On an impulse, he enrolled in the police academy. In less than two months, he was side by side with 35 other cadets at the city's downtown facility.
He never graduated. Instead, he had to stand in front of his classmates in the spring of 2015 and tell them he was leaving.
"It was one of the hardest things I've ever done in my life," he says.
Liddell says he never really had a plan going in and struggled with the academics and discipline of the program before he was forced to leave. After the academy, he worked as a substitute teacher at an elementary school in north city's Penrose neighborhood. As one of only two men in the building, he says he was often called on to help with discipline. He soon found he had a knack for calming down troubled kids. Invariably, their problems grew out of messy home lives. He remembers a young girl who was acting out in school. Eventually, he learned the girl's mother had made her responsible for raising five siblings, including all the cooking and cleaning.
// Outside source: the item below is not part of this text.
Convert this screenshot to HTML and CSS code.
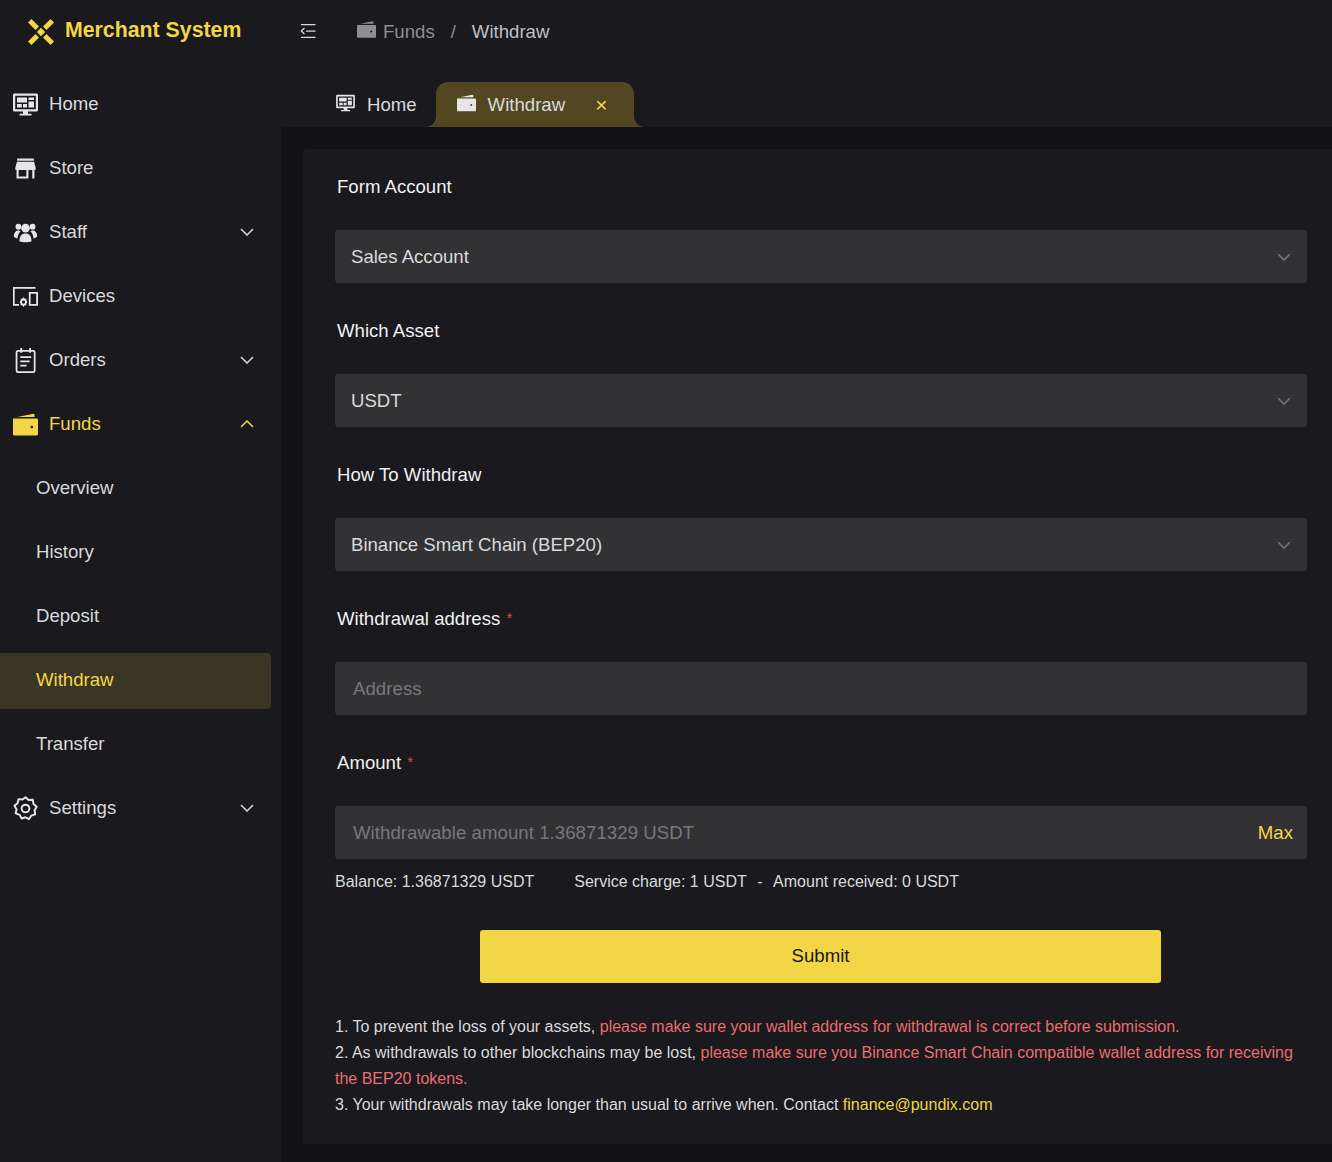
FILE: index.html
```html
<!DOCTYPE html>
<html lang="en">
<head>
<meta charset="utf-8">
<title>Merchant System</title>
<link rel="stylesheet" href="styles.css">
</head>
<body>
<svg class="defs" width="0" height="0" aria-hidden="true">
  <defs>
    <symbol id="i-wallet" viewBox="0 0 25 22">
      <path d="M0.500 4.200 20.500 0.200c.6-.1 1 .2 1 .8v2.400H5Z"/>
      <path fill-rule="evenodd" d="M0 5h23.800c.7 0 1.200.5 1.200 1.200v14.600c0 .7-.5 1.200-1.200 1.200H1.200C.5 22 0 21.500 0 20.800Zm17.500 8.500a1.300 1.300 0 1 0 2.600 0 1.300 1.300 0 0 0-2.600 0Z"/>
    </symbol>
    <symbol id="i-monitor" viewBox="0 0 25 24">
      <path fill-rule="evenodd" d="M1.500 1h22c.8 0 1.500.7 1.500 1.500v15c0 .8-.7 1.500-1.500 1.500H15v2.200h3.500V23h-12v-1.800H10V19H1.500C.7 19 0 18.300 0 17.500v-15C0 1.700.7 1 1.500 1Zm.7 2.200v13.600h20.600V3.200Z"/>
      <path d="M4 5h10v5H4ZM15.500 5H21v2.500h-5.500ZM15.500 9H21v6h-5.500ZM4 11.500h4.800V15H4ZM10 11.500h4V15h-4Z"/>
    </symbol>
    <symbol id="i-chev" viewBox="0 0 14 8">
      <path d="M1 1l6 6 6-6" fill="none" stroke="currentColor" stroke-width="1.500"/>
    </symbol>
  </defs>
</svg>
<div class="app">
  <aside class="sidebar">
    <div class="logo">
      <svg class="logo-mark" viewBox="0 0 26 26" aria-hidden="true">
        <path d="M3.500 0 11 7.500 7.500 11 0 3.500ZM22.500 0 26 3.500 18.500 11 15 7.500ZM7.500 15 11 18.500 3.500 26 0 22.500ZM18.500 15 26 22.500 22.500 26 15 18.500Z"/>
        <path d="M13 8.800 17.200 13 13 17.200 8.800 13Z"/>
      </svg>
      <span class="logo-text">Merchant System</span>
    </div>
    <nav class="menu">
      <a class="item"><svg class="ic"><use href="#i-monitor"/></svg><span>Home</span></a>
      <a class="item">
        <svg class="ic" viewBox="0 0 24 24"><path fill-rule="evenodd" d="M4 2.400h16v2.200H4ZM3.800 5.600h16.400l1.600 5.600v2h-1.200v8.400H3.400v-8.400H2.200v-2ZM5.400 13.500v6.200h7.400v-6.200Zm9.400 0v8.100h3.700v-8.100Z"/></svg>
        <span>Store</span>
      </a>
      <a class="item">
        <svg class="ic" viewBox="0 0 24 24"><circle cx="12" cy="7.800" r="4.100"/><circle cx="5.200" cy="6.500" r="2.800"/><circle cx="18.800" cy="6.500" r="2.800"/><path d="M6.200 20.500c0-5 2-7.500 5.800-7.500s5.800 2.500 5.800 7.500c-3 1.300-8.600 1.300-11.600 0ZM.8 15.800c0-3.200 1.600-5.800 4.200-5.800 1 0 1.800.4 2.200 1-1.800 1.600-2.700 3.700-2.900 6.700C3 17.500 1.600 16.800.8 15.800ZM23.200 15.800c0-3.200-1.600-5.800-4.200-5.800-1 0-1.800.4-2.200 1 1.800 1.600 2.700 3.700 2.900 6.700 1.300-.2 2.700-.9 3.500-1.900Z"/></svg>
        <span>Staff</span><svg class="chev"><use href="#i-chev"/></svg>
      </a>
      <a class="item">
        <svg class="ic" viewBox="0 0 25 25"><path d="M0 3h22.500v1.700H1.700V20H6v1.700H0Z"/><path fill-rule="evenodd" d="M15.800 8h9.200v13.700h-9.200Zm1.800 1.800v10.100h5.600V9.800ZM10.500 13.200l1.100 1.400 1.700.3.200 1.800.9 1.400-.9 1.400-.2 1.800-1.700.3-1.100 1.400-1.100-1.400-1.700-.3-.2-1.800-.9-1.400.9-1.400.2-1.800 1.700-.3Zm0 3.300a1.600 1.600 0 1 0 0 3.200 1.600 1.600 0 0 0 0-3.200Z"/></svg>
        <span>Devices</span>
      </a>
      <a class="item">
        <svg class="ic" viewBox="0 0 24 24"><path d="M7 0h1.800v4.500H7ZM15.500 0h1.800v4.500h-1.800Z"/><rect x="3.400" y="2.800" width="17.400" height="20.400" rx="1.500" fill="none" stroke="currentColor" stroke-width="1.700"/><path d="M7 8h10.500v1.700H7ZM7 12h9v1.700H7ZM7 16h6v1.700H7Z"/></svg>
        <span>Orders</span><svg class="chev"><use href="#i-chev"/></svg>
      </a>
      <a class="item active">
        <svg class="ic"><use href="#i-wallet"/></svg>
        <span>Funds</span><svg class="chev up"><use href="#i-chev"/></svg>
      </a>
      <a class="item sub">Overview</a>
      <a class="item sub">History</a>
      <a class="item sub">Deposit</a>
      <a class="item sub selected">Withdraw</a>
      <a class="item sub">Transfer</a>
      <a class="item">
        <svg class="ic" viewBox="0 0 24 24"><path d="M12 1.200l3 2.700 4-.2.700 3.900 3 2.700-2 3.400.6 3.900-3.800 1.300-2.200 3.300-3.300-1.800-3.700 1.200-1.900-3.500-3.800-1.400.8-3.900-2-3.400 3-2.500.9-3.900 3.900.3Z" fill="none" stroke="currentColor" stroke-width="1.900" stroke-linejoin="round"/><circle cx="12" cy="12" r="3.700" fill="none" stroke="currentColor" stroke-width="1.900"/></svg>
        <span>Settings</span><svg class="chev"><use href="#i-chev"/></svg>
      </a>
    </nav>
  </aside>
  <main class="main">
    <header class="topbar">
      <svg class="collapse" viewBox="0 0 16 14" aria-hidden="true"><path d="M1 0h14.500v1.300H1ZM6 6.400h9.500v1.300H6ZM1 12.700h14.500V14H1Z"/><path class="collapse-arrow" d="M4.500 4 1.300 7l3.200 3"/></svg>
      <div class="crumbs">
        <svg class="crumb-ic"><use href="#i-wallet"/></svg>
        <span class="crumb-dim">Funds</span>
        <span class="crumb-sep">/</span>
        <span class="crumb-cur">Withdraw</span>
      </div>
    </header>
    <div class="tabs">
      <div class="tab"><svg class="tab-ic"><use href="#i-monitor"/></svg><span class="tab-label">Home</span></div>
      <div class="tab tab-on"><svg class="tab-ic"><use href="#i-wallet"/></svg><span class="tab-label">Withdraw</span><span class="tab-x">×</span></div>
    </div>
    <div class="content">
      <section class="card">
        <label class="lbl">Form Account</label>
        <div class="field"><span>Sales Account</span><svg class="sel-chev"><use href="#i-chev"/></svg></div>
        <label class="lbl">Which Asset</label>
        <div class="field"><span>USDT</span><svg class="sel-chev"><use href="#i-chev"/></svg></div>
        <label class="lbl">How To Withdraw</label>
        <div class="field"><span>Binance Smart Chain (BEP20)</span><svg class="sel-chev"><use href="#i-chev"/></svg></div>
        <label class="lbl">Withdrawal address <sup class="req">*</sup></label>
        <div class="field input"><span class="ph">Address</span></div>
        <label class="lbl">Amount <sup class="req">*</sup></label>
        <div class="field input amount"><span class="ph">Withdrawable amount 1.36871329 USDT</span><span class="max">Max</span></div>
        <div class="fees">
          <span>Balance: 1.36871329 USDT</span>
          <span>Service charge: 1 USDT<span class="dash">-</span>Amount received: 0 USDT</span>
        </div>
        <div class="submit-row"><button class="submit" type="button">Submit</button></div>
        <div class="notes">
          <p>1. To prevent the loss of your assets, <span class="warn">please make sure your wallet address for withdrawal is correct before submission.</span></p>
          <p>2. As withdrawals to other blockchains may be lost, <span class="warn">please make sure you Binance Smart Chain compatible wallet address for receiving the BEP20 tokens.</span></p>
          <p>3. Your withdrawals may take longer than usual to arrive when. Contact <span class="mail">finance@pundix.com</span></p>
        </div>
      </section>
    </div>
  </main>
</div>
</body>
</html>
```
FILE: styles.css
```css
* { box-sizing: border-box; }
html, body { margin: 0; height: 100%; }
body {
  background: #19191e;
  color: #d9d9db;
  font-family: "Liberation Sans", Arial, sans-serif;
  font-size: 18.6px;
  overflow: hidden;
}
.defs { position: absolute; }
svg { fill: currentColor; }
.app { display: flex; height: 1162px; }

.sidebar { width: 281px; flex: none; background: #19191e; }
.logo { display: flex; align-items: center; height: 61px; padding-left: 28px; gap: 11px; color: #f2d646; }
.logo-mark { width: 26px; height: 26px; margin-top: 2px; }
.logo-text { font-size: 21.3px; font-weight: 700; margin-top: -1px; }
.menu { display: flex; flex-direction: column; gap: 8px; padding-top: 16px; }
.item { display: flex; align-items: center; height: 56px; width: 271px; padding: 0 0 2px 13px; border-radius: 0 4px 4px 0; }
.ic { width: 25px; height: 25px; flex: none; margin-right: 11px; color: #e6e6e8; }
.chev { width: 14px; height: 8px; margin-left: auto; margin-right: 17px; }
.chev.up { transform: rotate(180deg); }
.active { color: #f2d646; }
.active .ic { color: #f2d646; }
.sub { padding-left: 36px; }
.selected { background: #3a3625; color: #f2d646; }

.main { flex: 1; min-width: 0; display: flex; flex-direction: column; }
.topbar { height: 62px; display: flex; align-items: center; padding-left: 19px; flex: none; }
.collapse { width: 16px; height: 14px; color: #d9d9db; margin-right: 41px; }
.collapse-arrow { fill: none; stroke: currentColor; stroke-width: 1.300; }
.crumbs { display: flex; align-items: center; color: #8d8e91; padding-top: 1px; }
.crumb-ic { width: 19px; height: 17px; margin-right: 7px; margin-top: -4px; }
.crumb-sep { margin: 0 16px; }
.crumb-cur { color: #bfc0c2; }

.tabs { height: 65px; flex: none; display: flex; align-items: flex-end; padding-left: 55px; }
.tab { height: 45px; display: flex; align-items: center; }
.tab-ic { width: 19px; height: 18px; margin-right: 12px; color: #e6e6e8; margin-top: -3px; }
.tab-label { padding-top: 1px; }
.tab-on { position: relative; background: #524720; border-radius: 12px 12px 0 0; margin-left: 19px; padding: 0 26px 0 21px; width: 198px; }
.tab-on::before, .tab-on::after { content: ""; position: absolute; bottom: 0; width: 10px; height: 10px; background: radial-gradient(circle at var(--cx) 0, transparent 9.500px, #524720 10px); }
.tab-on::before { left: -10px; --cx: 0; }
.tab-on::after { right: -10px; --cx: 100%; }
.tab-x { margin-left: auto; color: #f2d646; font-size: 21px; line-height: 1; }

.content { flex: 1; background: #121216; padding: 22px 0 18px 22px; min-height: 0; }
.card { height: 100%; background: #19191e; padding: 16px 25px 0 32px; border-radius: 4px 0 0 4px; }
.lbl { display: block; height: 65px; padding: 11px 0 0 2px; line-height: 22px; color: #f0f0f1; }
.req { color: #e5484d; font-size: 15px; line-height: 0; vertical-align: 2px; margin-left: 1px; }
.field { height: 53px; margin-bottom: 26px; padding: 1px 16px 0 16px; background: #323234; border-radius: 4px; display: flex; align-items: center; }
.sel-chev { width: 14px; height: 8px; margin-left: auto; color: #77787b; }
.input { padding: 1px 14px 0 18px; }
.ph { color: #77787b; letter-spacing: .06px; }
.max { margin-left: auto; color: #f2d646; }
.amount { margin-bottom: 0; }
.fees { display: flex; gap: 40px; font-size: 16px; height: 71px; padding-top: 14px; line-height: 18px; color: #d9d9db; }
.dash { margin: 0 10.500px; }
.submit-row { display: flex; justify-content: center; }
.submit { width: 681px; height: 53px; margin-right: 1px; padding: 0 0 2px; border: 0; border-radius: 3px; background: #f2d646; color: #17181c; font: inherit; }
.notes { margin-top: 31px; font-size: 16px; line-height: 26px; color: #d9d9db; }
.notes p { margin: 0; }
.warn { color: #e96e6e; }
.mail { color: #f2d646; }
```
"She was so tired, she would fall asleep with the door open," Liddell recalls. By the time she got to school, she was frustrated and angry.
It was not so far from his own childhood. Liddell says his mother abused drugs and alcohol, leaving him to wander among the empty lots off Page Boulevard and Euclid Avenue in the Fountain Park neighborhood. One night, when he was eight years old, a relative found him outside alone at 3 a.m. and picked him up. His mother was oblivious.
"I guess when they approached her, she was kind of high from wherever she was the night before," he says. From then on, he was raised by an elderly cousin, and later an aunt. The kids he saw in Penrose, however, did not always have the same safety net. It did not seem like the teachers and school were equipped to help much, either.
Liddell decided to take another shot at police work. He applied for an opening in University City, where he and his wife had moved.
"I didn't make the cut, but I was offered to start in communications," he says.
The dispatcher position seemed like a foot in the door; it has been good training to try to calm frantic callers with words alone. But he still wants to be a cop. That dream has never left him.